What you should do: Skip all pictures. Write out the data below from its first line through the line that contains "ChevronLeft, ChevronRight, Info".
* Begin Available data *
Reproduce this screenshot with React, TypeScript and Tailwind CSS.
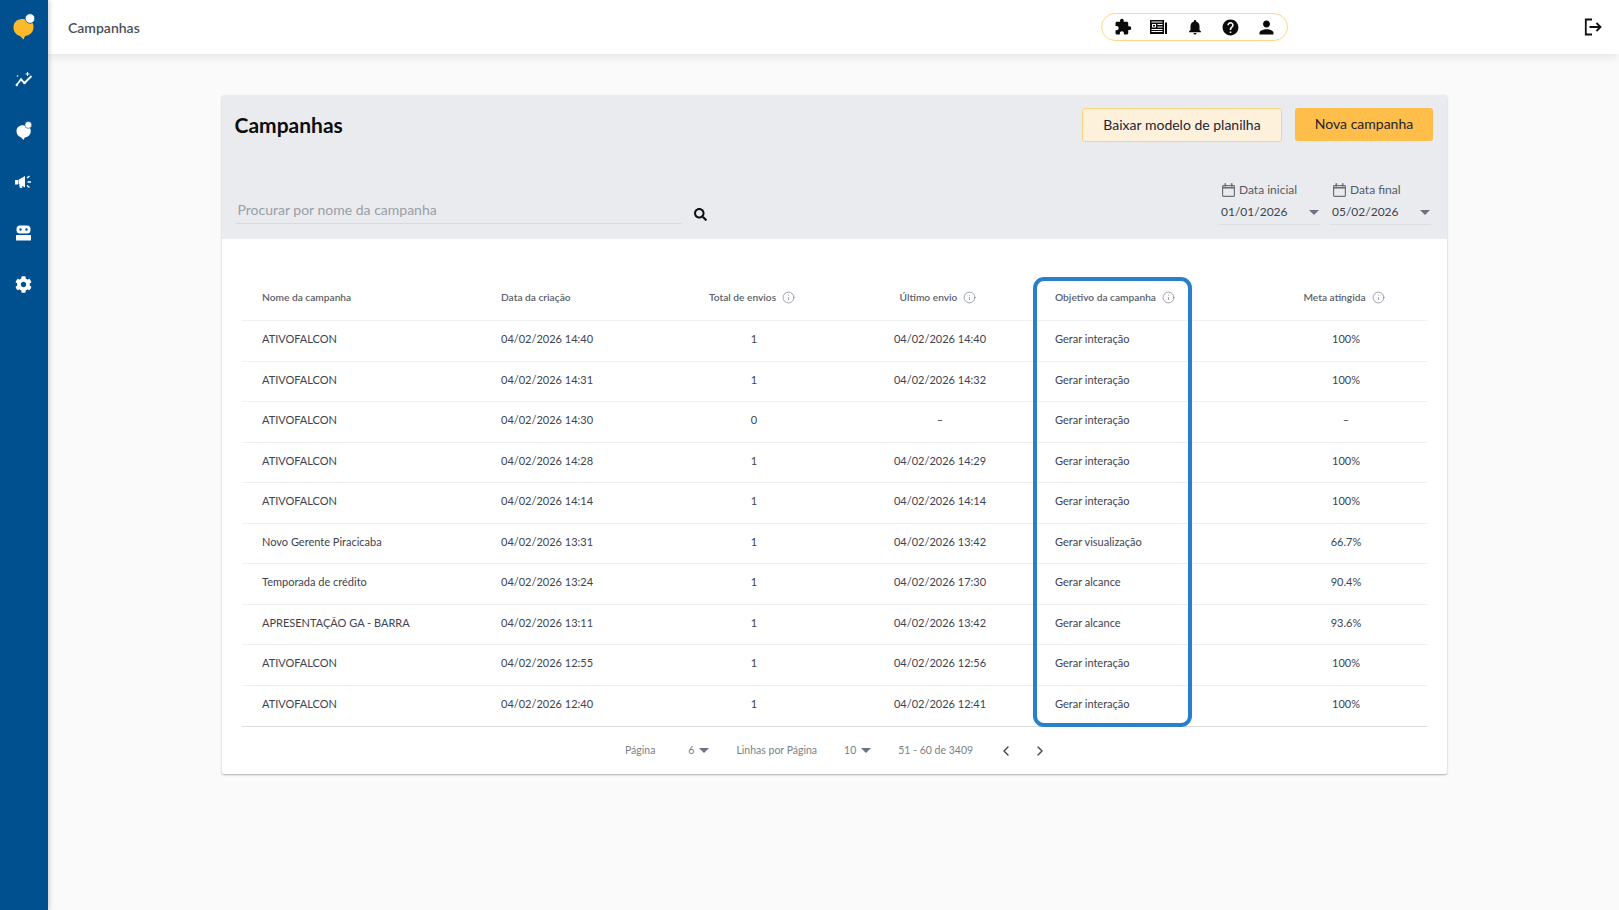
import { FaCog, FaSearch } from 'react-icons/fa';
import { MdExtension, MdHelp, MdNotifications, MdPerson } from 'react-icons/md';
import { ChevronLeft, ChevronRight, Info } from 'lucide-react';

const rows = [
  ['ATIVOFALCON', '04/02/2026 14:40', '1', '04/02/2026 14:40', 'Gerar interação', '100%'],
  ['ATIVOFALCON', '04/02/2026 14:31', '1', '04/02/2026 14:32', 'Gerar interação', '100%'],
  ['ATIVOFALCON', '04/02/2026 14:30', '0', '–', 'Gerar interação', '–'],
  ['ATIVOFALCON', '04/02/2026 14:28', '1', '04/02/2026 14:29', 'Gerar interação', '100%'],
  ['ATIVOFALCON', '04/02/2026 14:14', '1', '04/02/2026 14:14', 'Gerar interação', '100%'],
  ['Novo Gerente Piracicaba', '04/02/2026 13:31', '1', '04/02/2026 13:42', 'Gerar visualização', '66.7%'],
  ['Temporada de crédito', '04/02/2026 13:24', '1', '04/02/2026 17:30', 'Gerar alcance', '90.4%'],
  ['APRESENTAÇÃO GA - BARRA', '04/02/2026 13:11', '1', '04/02/2026 13:42', 'Gerar alcance', '93.6%'],
  ['ATIVOFALCON', '04/02/2026 12:55', '1', '04/02/2026 12:56', 'Gerar interação', '100%'],
  ['ATIVOFALCON', '04/02/2026 12:40', '1', '04/02/2026 12:41', 'Gerar interação', '100%'],
];

const gridCols = 'grid grid-cols-[239px_179px_188px_184px_233px_162px] items-center';

function Logo({ size, body }: { size: number; body: string }) {
  return (
    <svg width={size} height={size} viewBox="0 0 24 28">
      <path d="M10 6C5 6 1.500 9.500 1.500 14.500c0 4.500 3 7.500 6.500 8.500l3.500 3.500 1.500-3.500c5-.5 8.500-4 8.500-9 0-2-.5-3.500-1.500-5L15 7c-1.500-.7-3-1-5-1z" fill={body} />
      <circle cx="18" cy="5.500" r="4.800" fill="#ffffff" stroke="#00508f" strokeWidth=".8" />
    </svg>
  );
}

function TrendIcon() {
  return (
    <svg width="18" height="18" viewBox="0 0 18 18" fill="none" stroke="#fff" strokeWidth="1.800" strokeLinejoin="round">
      <path d="M1.500 14 6 8.500l3.500 3.500L16.500 5" />
      <circle cx="1.800" cy="14" r="1.200" fill="#fff" stroke="none" />
      <circle cx="6" cy="8.500" r="1.200" fill="#fff" stroke="none" />
      <circle cx="9.500" cy="12" r="1.200" fill="#fff" stroke="none" />
      <path d="M12.500 1v4M10.500 3h4" strokeWidth="1" />
      <circle cx="2.500" cy="5" r=".8" fill="#fff" stroke="none" />
    </svg>
  );
}

function MegaphoneIcon() {
  return (
    <svg width="18" height="18" viewBox="0 0 18 18" fill="#fff">
      <path d="M0 7h3v4.500H0zM3.500 6.800 10 3v11.500L3.500 10.800z" />
      <path d="M4 11.500h2.500l1 3.500H5z" />
      <path d="m12 5 2.500-2M12.500 9H16M12 12.500l2.500 2" stroke="#fff" strokeWidth="1.400" />
    </svg>
  );
}

function RobotIcon() {
  return (
    <svg width="15" height="16" viewBox="0 0 15 16" fill="#fff">
      <path fillRule="evenodd" d="M4 .500h7A3.500 3.500 0 0 1 14.500 4v1A3.500 3.500 0 0 1 11 8.500H4A3.500 3.500 0 0 1 .500 5V4A3.500 3.500 0 0 1 4 .500zM4.500 3.300a1.200 1.200 0 1 0 0 2.400 1.200 1.200 0 0 0 0-2.400zm6 0a1.200 1.200 0 1 0 0 2.400 1.200 1.200 0 0 0 0-2.400z" />
      <rect x="0" y="10" width="15" height="5.500" rx=".6" />
    </svg>
  );
}

function NewsIcon() {
  return (
    <svg width="17" height="14" viewBox="0 0 17 14" fill="#0b0b0b">
      <path fillRule="evenodd" d="M0 0h14v14H0zM1.500 1.500v1h11v-1zM2 4v3.500h4V4zm5.500 0v1h5V4zm0 2.500v1h5v-1zM1.500 9v1h11V9zm0 2v1h11v-1z" />
      <rect x="15" y="2.500" width="2" height="11.500" />
      <rect x="3" y="5" width="2" height="1.500" />
    </svg>
  );
}

function LogoutIcon() {
  return (
    <svg width="18" height="18" viewBox="0 0 18 18" fill="none" stroke="#111" strokeWidth="1.800">
      <path d="M8 1.500H1.800v15H8" />
      <path d="M5.500 9h11M12.500 5l4 4-4 4" />
    </svg>
  );
}

function CalendarIcon() {
  return (
    <svg width="13" height="14" viewBox="0 0 13 14" fill="none" stroke="#6b7079" strokeWidth="1.200">
      <rect x=".6" y="2.600" width="11.800" height="10.800" rx=".8" />
      <path d="M.6 4.800h11.800" strokeWidth="1.600" />
      <path d="M3.300 .2v3.400M9.700 .2v3.400" strokeWidth="1.600" />
    </svg>
  );
}

function Caret() {
  return <span className="inline-block h-0 w-0 border-x-[5px] border-t-[5px] border-x-transparent border-t-[#6b7280]" />;
}

function DateField({ label, value }: { label: string; value: string }) {
  return (
    <div className="flex w-[101px] flex-col">
      <div className="flex items-center gap-[4px] pl-[3px] text-[12px] leading-[16px] text-[#555b66]">
        <CalendarIcon />
        <span>{label}</span>
      </div>
      <div className="mt-[5px] flex items-center justify-between border-b border-[#dcdee3] pb-[3px] pl-[2px] pr-[1px] text-[12px] leading-[18px] text-[#3d4350]">
        <span>{value}</span>
        <Caret />
      </div>
    </div>
  );
}

function HeadCell({ label, center, pad }: { label: string; center?: boolean; pad?: string }) {
  return (
    <div className={`flex items-center gap-[6px] ${center ? 'justify-center pr-[4px]' : pad || 'pl-5'}`}>
      <span>{label}</span>
      <Info size={13} strokeWidth={1.200} className="text-[#6b7280]" />
    </div>
  );
}

export default function App() {
  return (
    <div className="flex h-[910px] w-full overflow-hidden bg-[#fafafa] font-['Lato','Noto_Sans',sans-serif]">
      <aside className="z-20 flex w-[48px] shrink-0 flex-col items-center bg-[#00508f] shadow-[2px_0_4px_rgba(0,0,0,0.15)]">
        <div className="flex h-[54px] items-center justify-center pr-[1px]"><Logo size={28} body="#fdb92c" /></div>
        <nav className="flex flex-col items-center">
          <div className="flex h-[51px] w-full items-center justify-center pt-[1px]"><TrendIcon /></div>
          <div className="flex h-[51px] items-center justify-center"><Logo size={20} body="#ffffff" /></div>
          <div className="flex h-[51px] items-center justify-center"><MegaphoneIcon /></div>
          <div className="flex h-[52px] items-center justify-center pr-[1px]"><RobotIcon /></div>
          <div className="flex h-[51px] items-center justify-center pr-[2px]"><FaCog size={17} color="#fff" /></div>
        </nav>
      </aside>

      <div className="flex min-w-0 flex-1 flex-col">
        <header className="z-10 flex h-[54px] items-center bg-white pl-[20px] pr-[17px] shadow-[0_2px_10px_rgba(0,0,0,0.1)]">
          <span className="w-[1033px] text-[14px] font-semibold text-[#4a4f59]">Campanhas</span>
          <div className="flex h-[28px] w-[187px] items-center justify-center rounded-full border border-[#ffd78a] text-[#0b0b0b]">
            <span className="flex w-[36px] justify-center"><MdExtension size={18} /></span>
            <span className="flex w-[36px] justify-center"><NewsIcon /></span>
            <span className="flex w-[36px] justify-center"><MdNotifications size={18} /></span>
            <span className="flex w-[36px] justify-center"><MdHelp size={19} /></span>
            <span className="flex w-[36px] justify-center"><MdPerson size={21} /></span>
          </div>
          <div className="ml-auto"><LogoutIcon /></div>
        </header>

        <main className="pl-[173.500px] pt-[41px]">
          <section className="relative w-[1225.500px] rounded-[2px] bg-white shadow-[0_1px_2px_rgba(0,0,0,0.3)]">
            <div className="h-[144px] rounded-t-[2px] bg-[#e9ebef] px-[14px]">
              <div className="flex items-start justify-between pt-[13px]">
                <h1 className="ml-[-1px] pt-[3px] text-[21px] font-bold leading-[28px] text-[#0d0d0d]">Campanhas</h1>
                <div className="flex gap-[13px]">
                  <button className="h-[34px] w-[200px] rounded-[3px] border border-[#ffd27f] bg-[#fef1dc] pb-[2px] text-[14px] text-[#1f2430]">Baixar modelo de planilha</button>
                  <button className="h-[33px] w-[138px] rounded-[3px] bg-[#ffbd4a] pb-[2px] text-[14px] text-[#1f2430]">Nova campanha</button>
                </div>
              </div>
              <div className="mt-[40px] flex items-end">
                <div className="mb-[1px] w-[446px] border-b border-[#d8dade] pb-[3px] pl-[2px] text-[14px] leading-[20px] text-[#9a9ea6]">Procurar por nome da campanha</div>
                <FaSearch size={13} className="mb-[4px] ml-[12px] text-[#111]" />
                <div className="ml-auto flex gap-[10px] pr-[2px]">
                  <DateField label="Data inicial" value="01/01/2026" />
                  <DateField label="Data final" value="05/02/2026" />
                </div>
              </div>
            </div>

            <div className="pl-[20.500px] pr-[20px] pt-[38px]">
              <div className={`${gridCols} h-[44px] border-b border-[#f0f1f3] pb-[2px] text-[10.200px] font-semibold text-[#5c616b]`}>
                <div className="pl-5">Nome da campanha</div>
                <div className="pl-5">Data da criação</div>
                <HeadCell label="Total de envios" center />
                <HeadCell label="Último envio" center />
                <HeadCell label="Objetivo da campanha" pad="pl-[23px]" />
                <HeadCell label="Meta atingida" center />
              </div>
              {rows.map((row, i) => (
                <div key={i} className={`${gridCols} border-b text-[11px] text-[#3d4350] ${i === rows.length - 1 ? 'h-[41.500px] border-[#d9dbdf] pb-[4px]' : 'h-[40.500px] border-[#eeeff1] pb-[3px]'}`}>
                  <div className="pl-5">{row[0]}</div>
                  <div className="pl-5">{row[1]}</div>
                  <div className="text-center">{row[2]}</div>
                  <div className="text-center">{row[3]}</div>
                  <div className="pl-[23px]">{row[4]}</div>
                  <div className="text-center">{row[5]}</div>
                </div>
              ))}
              <div className="flex h-[47px] items-center justify-center text-[10.500px] text-[#7a7f88]">
                <span className="ml-[4px]">Página</span>
                <span className="ml-[33px] flex items-center gap-[5px]">6 <Caret /></span>
                <span className="ml-[27px]">Linhas por Página</span>
                <span className="ml-[27px] flex items-center gap-[5px]">10 <Caret /></span>
                <span className="ml-[27px]">51 - 60 de 3409</span>
                <ChevronLeft size={16} className="ml-[25px] text-[#444]" />
                <ChevronRight size={16} className="ml-[18px] text-[#444]" />
              </div>
            </div>

            <div className="pointer-events-none absolute left-[811px] top-[182px] h-[450px] w-[159.500px] rounded-[11px] border-[4px] border-[#2a7fc9]" />
          </section>
        </main>
      </div>
    </div>
  );
}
* End Available data *
Solution below:
Reproduce this screenshot with React, TypeScript and Tailwind CSS.
import { FaCog, FaSearch } from 'react-icons/fa';
import { MdExtension, MdHelp, MdNotifications, MdPerson } from 'react-icons/md';
import { ChevronLeft, ChevronRight, Info } from 'lucide-react';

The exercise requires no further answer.